NVIDIA / mellotron

Mellotron: a multispeaker voice synthesis model based on Tacotron 2 GST that can make a voice emote and sing without emotive or singing training data
BSD 3-Clause "New" or "Revised" License
855 stars 183 forks source link

Singing Voice from Music Score #53

Closed Sangkikim-77 closed 4 years ago

Sangkikim-77 commented 4 years ago

When I synthesis using music score(musicXML), I have to use "mel" by input parameter. However, if you look at the code on inference.ipynb provided, the input parameter, Mel, is using the mel of the dataloader, which has nothing to do with Hallelujah of the Haendel.

Can I use any mel?

rafaelvalle commented 4 years ago

The mel is used for the Global Style Tokens.

rafaelvalle commented 4 years ago

Closing due to inactivity.

moonnee commented 4 years ago

Hi, I found that when synthesizing from Hallelujah musicxml, changing the mel input seems

The mel is used for the Global Style Tokens.

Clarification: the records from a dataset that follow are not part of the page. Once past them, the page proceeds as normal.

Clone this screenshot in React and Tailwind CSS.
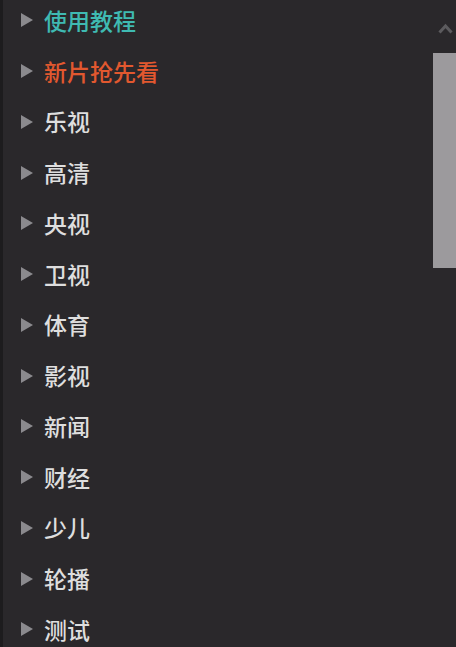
import React from 'react';

const items = [
  { label: '使用教程', color: 'text-[#3fbab2]' },
  { label: '新片抢先看', color: 'text-[#e2582f]' },
  { label: '乐视' },
  { label: '高清' },
  { label: '央视' },
  { label: '卫视' },
  { label: '体育' },
  { label: '影视' },
  { label: '新闻' },
  { label: '财经' },
  { label: '少儿' },
  { label: '轮播' },
  { label: '测试' },
];

const Arrow = () => (
  <svg width="12" height="14" viewBox="0 0 12 14" className="shrink-0">
    <path d="M0 0 L12 7 L0 14 Z" fill="#8b8a8e" />
  </svg>
);

export default function App() {
  return (
    <div
      className="w-[456px] h-[647px] overflow-hidden flex bg-[#2a282b]"
      style={{ fontFamily: '"Microsoft YaHei", "Noto Sans CJK SC", sans-serif' }}
    >
      <div className="w-[3px] bg-[#1d1c1e] shrink-0" />

      <ul className="flex-1 -mt-[5px]">
        {items.map((it) => (
          <li key={it.label} className="h-[50.75px] flex items-center pl-[18px] gap-[11px]">
            <Arrow />
            <span className={`text-[23px] leading-none font-medium ${it.color || 'text-[#dedede]'}`}>
              {it.label}
            </span>
          </li>
        ))}
      </ul>

      {/* scrollbar */}
      <div className="w-[23px] shrink-0 flex flex-col items-start">
        <div className="h-[53px] flex items-start pt-[23px] pl-[5px]">
          <svg width="15" height="11" viewBox="0 0 15 11">
            <path d="M1.5 9.5 L7.5 3 L13.5 9.5" stroke="#5c5b5e" strokeWidth="3" fill="none" />
          </svg>
        </div>
        <div className="w-full h-[215px] bg-[#9c9a9d]" />
      </div>
    </div>
  );
}
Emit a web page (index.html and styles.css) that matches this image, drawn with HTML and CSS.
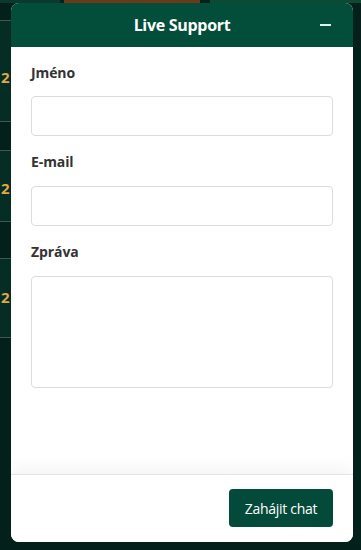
FILE: index.html
```html
<!DOCTYPE html>
<html lang="cs">
<head>
<meta charset="utf-8">
<link rel="stylesheet" href="styles.css">
</head>
<body>
<div class="backdrop">
  <div class="bg-top-left"></div>
  <div class="bg-top-mid"></div>
  <div class="bg-top-right"></div>
  <div class="bg-row r1"><span class="num">2</span></div>
  <div class="bg-row r2"><span class="num">2</span></div>
  <div class="bg-row r3"><span class="num">2</span></div>
</div>
<div class="panel">
  <div class="header">
    <span class="title">Live Support</span>
    <button class="minimize" aria-label="Minimize"><span class="bar"></span></button>
  </div>
  <form class="body">
    <div class="field">
      <label class="label">Jméno</label>
      <input class="input" type="text">
    </div>
    <div class="field">
      <label class="label">E-mail</label>
      <input class="input" type="email">
    </div>
    <div class="field">
      <label class="label">Zpráva</label>
      <textarea class="textarea"></textarea>
    </div>
  </form>
  <div class="footer">
    <button class="start" type="button">Zahájit chat</button>
  </div>
</div>
</body>
</html>
```
FILE: styles.css
```css
* { box-sizing: border-box; }
html, body { margin: 0; padding: 0; }
body {
  width: 361px;
  height: 550px;
  overflow: hidden;
  background: #03201a;
  font-family: "Open Sans", "Noto Sans", sans-serif;
  position: relative;
  padding: 3px 8px 8px 11px;
}
.backdrop { position: absolute; inset: 0; z-index: 0; }
.bg-top-left { position: absolute; left: 0; top: 0; width: 60px; height: 3px; background: #0a3a2e; }
.bg-top-mid { position: absolute; left: 64px; top: 0; width: 136px; height: 3px; background: #6b3a1a; }
.bg-top-right { position: absolute; left: 210px; top: 0; width: 151px; height: 3px; background: #0d4a33; }
.bg-row {
  position: absolute; left: 0; width: 12px; height: 72px;
  background: #062d24;
  border-top: 1px solid #3a5a52;
  border-bottom: 1px solid #3a5a52;
}
.bg-row.r1 { top: 20px; height: 102px; }
.bg-row.r2 { top: 150px; }
.bg-row.r3 { top: 258px; height: 80px; }
.num {
  position: absolute; left: 1px;
  font: 700 15px "Open Sans", sans-serif;
  color: #e0a943;
}
.r1 .num { top: 46px; }
.r2 .num { top: 27px; }
.r3 .num { top: 28px; }

.panel {
  position: relative;
  z-index: 1;
  width: 342px;
  height: 539px;
  background: #fff;
  border-radius: 8px;
  overflow: hidden;
  display: flex;
  flex-direction: column;
}
.header {
  height: 44px;
  flex: none;
  background: #034d3b;
  display: flex;
  align-items: center;
  justify-content: center;
  position: relative;
}
.title {
  color: #fff;
  font-weight: 700;
  font-size: 16px;
  line-height: 20px;
  letter-spacing: -0.3px;
  margin-top: -1px;
}
.minimize {
  position: absolute;
  right: 20px;
  top: 14px;
  width: 16px;
  height: 16px;
  border: 0;
  padding: 0;
  background: transparent;
  display: flex;
  align-items: center;
  justify-content: center;
}
.minimize .bar { width: 11px; height: 2px; background: #d8f5ea; }
.body {
  flex: 1;
  padding: 16px 20px 0;
  margin: 0;
}
.field { display: flex; flex-direction: column; margin-bottom: 16px; }
.label {
  font-size: 14px;
  font-weight: 700;
  line-height: 20px;
  color: #333;
  margin-bottom: 13px;
  letter-spacing: -0.1px;
}
.field + .field .label { margin-bottom: 14px; }
.input, .textarea {
  width: 302px;
  border: 1px solid #dcdcdc;
  border-radius: 4px;
  background: #fff;
  outline: none;
  font: inherit;
}
.input { height: 40px; }
.textarea { height: 112px; resize: none; }
.footer {
  flex: none;
  height: 68px;
  border-top: 1px solid #e4e4e4;
  box-shadow: 0 -8px 14px rgba(0,0,0,0.04);
  display: flex;
  align-items: center;
  justify-content: flex-end;
  padding: 0 20px 1px;
  background: #fff;
}
.start {
  height: 38px;
  width: 104px;
  border: 0;
  border-radius: 4px;
  background: #034a3a;
  color: #fff;
  font-family: "Open Sans", sans-serif;
  font-size: 14px;
  letter-spacing: -0.3px;
}
```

Hi, thanks a lot for your work! I am also curious about why need GST when synthesizing from musicxml. Actually, we do not have a mel when synthesizing from musicxml. If the task is to synthesize from musicxml, we do not need GST part during training right?

rafaelvalle commented 4 years ago

The Global Style Tokens can inject the style (screaming, whispering, etc...) in a mel-spectrogram while synthesizing speech. If you remove GST during training, you won't be able to take advantage of this.